**WHAT IS EXPECTED**
Among the lines below, count those containing the word "page". Give the number only.

**RECORDED DATA**

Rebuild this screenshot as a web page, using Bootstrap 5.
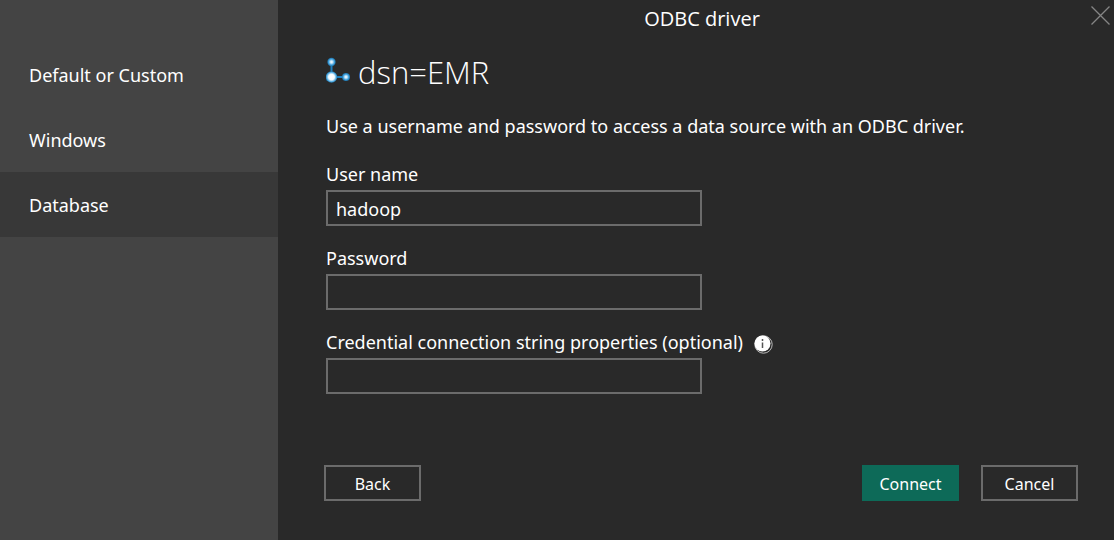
<!DOCTYPE html>
<html lang="en" data-bs-theme="dark">
<head>
<meta charset="utf-8">
<meta name="viewport" content="width=device-width, initial-scale=1">
<title>ODBC driver</title>
<link href="https://cdn.jsdelivr.net/npm/bootstrap@5.3.0/dist/css/bootstrap.min.css" rel="stylesheet">
<style>
  body { font-family: "Noto Sans", "Open Sans", sans-serif; font-size: 18px; line-height: 24px; color: #fff; background: #292929; }
  .auth-kinds { flex: 0 0 278px; background: #444; padding-top: 42px; }
  .auth-kinds .nav-link { color: #fff; padding: 21px 29px 20px; border-radius: 0; }
  .auth-kinds .nav-link.active { background: #383838; }
  .title-bar { padding: 7px 0 0 12px; }
  .title-bar h1 { font-family: "Open Sans", sans-serif; font-size: 20px; line-height: 24px; }
  .close-btn { top: 6px; right: 4px; line-height: 0; color: #858585; }
  .auth-form { padding: 21px 36px 39px 48px; }
  .source-name { font-family: "Open Sans", sans-serif; font-size: 31px; line-height: 40px; font-weight: 300; }
  .intro { margin: 22px 0 24px; }
  .field { max-width: 376px; margin-bottom: 20px; }
  .field label { margin-bottom: 4px; }
  .with-info { gap: 10px; }
  .field .form-control { height: 36px; padding: 4px 8px 2px; font-size: 18px; line-height: 24px; color: #fff; background: #292929; border: 2px solid #6b6b6b; border-radius: 0; }
  .actions { gap: 22px; margin-left: -2px; }
  .dialog-btn { width: 97px; height: 36px; padding: 2px 0 0; font-size: 16px; line-height: 24px; color: #fff; border: 2px solid #6b6b6b; border-radius: 0; }
  .dialog-btn.go { background: #0d6a58; border-color: #0d6a58; }
</style>
</head>
<body>
<div class="d-flex min-vh-100">
  <nav class="auth-kinds nav nav-pills flex-column flex-nowrap" aria-label="Authentication kind">
    <a class="nav-link" href="#default">Default or Custom</a>
    <a class="nav-link" href="#windows">Windows</a>
    <a class="nav-link active" href="#database" aria-current="page">Database</a>
  </nav>
  <main class="flex-grow-1 d-flex flex-column">
    <header class="title-bar position-relative text-center">
      <h1 class="m-0 fw-normal">ODBC driver</h1>
      <button type="button" class="close-btn btn p-0 border-0 position-absolute" aria-label="Close">
        <svg width="19" height="19" viewBox="0 0 19 19" stroke="currentColor" stroke-width="1.3"><path d="M.5.5l18 18M18.500.5l-18 18"/></svg>
      </button>
    </header>
    <form class="auth-form flex-grow-1 d-flex flex-column">
      <div class="d-flex align-items-center gap-2">
        <svg width="24" height="30" viewBox="0 0 24 30" aria-hidden="true">
          <defs>
            <radialGradient id="node"><stop offset="0" stop-color="#fff"/><stop offset=".3" stop-color="#c4e4f8"/><stop offset=".7" stop-color="#3d9fdb"/><stop offset="1" stop-color="#1c6fa5"/></radialGradient>
            <radialGradient id="hub"><stop offset="0" stop-color="#fff"/><stop offset=".5" stop-color="#f4fbff"/><stop offset=".8" stop-color="#55aee3"/><stop offset="1" stop-color="#1c6fa5"/></radialGradient>
          </defs>
          <path d="M5.500 5v15h15" fill="none" stroke="#1c7fbe" stroke-width="2"/>
          <circle cx="5.500" cy="5" r="4.200" fill="url(#node)"/>
          <circle cx="20" cy="20" r="4" fill="url(#node)"/>
          <circle cx="5.500" cy="20" r="5.800" fill="url(#hub)"/>
        </svg>
        <h2 class="source-name m-0">dsn=EMR</h2>
      </div>
      <p class="intro">Use a username and password to access a data source with an ODBC driver.</p>
      <div class="field">
        <label class="d-block" for="user">User name</label>
        <input class="form-control" id="user" type="text" value="hadoop">
      </div>
      <div class="field">
        <label class="d-block" for="password">Password</label>
        <input class="form-control" id="password" type="password">
      </div>
      <div class="field">
        <label class="with-info d-flex align-items-center text-nowrap" for="props">Credential connection string properties (optional)
          <svg class="flex-shrink-0 mt-1" width="20" height="20" viewBox="0 0 20 20" role="img" aria-label="Information">
            <circle cx="10.500" cy="10.500" r="8.700" fill="#292929" stroke="#bbb"/>
            <circle cx="9.500" cy="9.500" r="8" fill="#fff"/>
            <path d="M9.500 8.500v5.500M9.500 5v2" stroke="#555" stroke-width="1.500"/>
          </svg>
        </label>
        <input class="form-control" id="props" type="text">
      </div>
      <div class="actions d-flex mt-auto">
        <button type="button" class="dialog-btn btn">Back</button>
        <button type="submit" class="dialog-btn go btn ms-auto">Connect</button>
        <button type="button" class="dialog-btn btn">Cancel</button>
      </div>
    </form>
  </main>
</div>
<script src="https://cdn.jsdelivr.net/npm/bootstrap@5.3.0/dist/js/bootstrap.bundle.min.js"></script>
</body>
</html>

**TASK RESULT**
2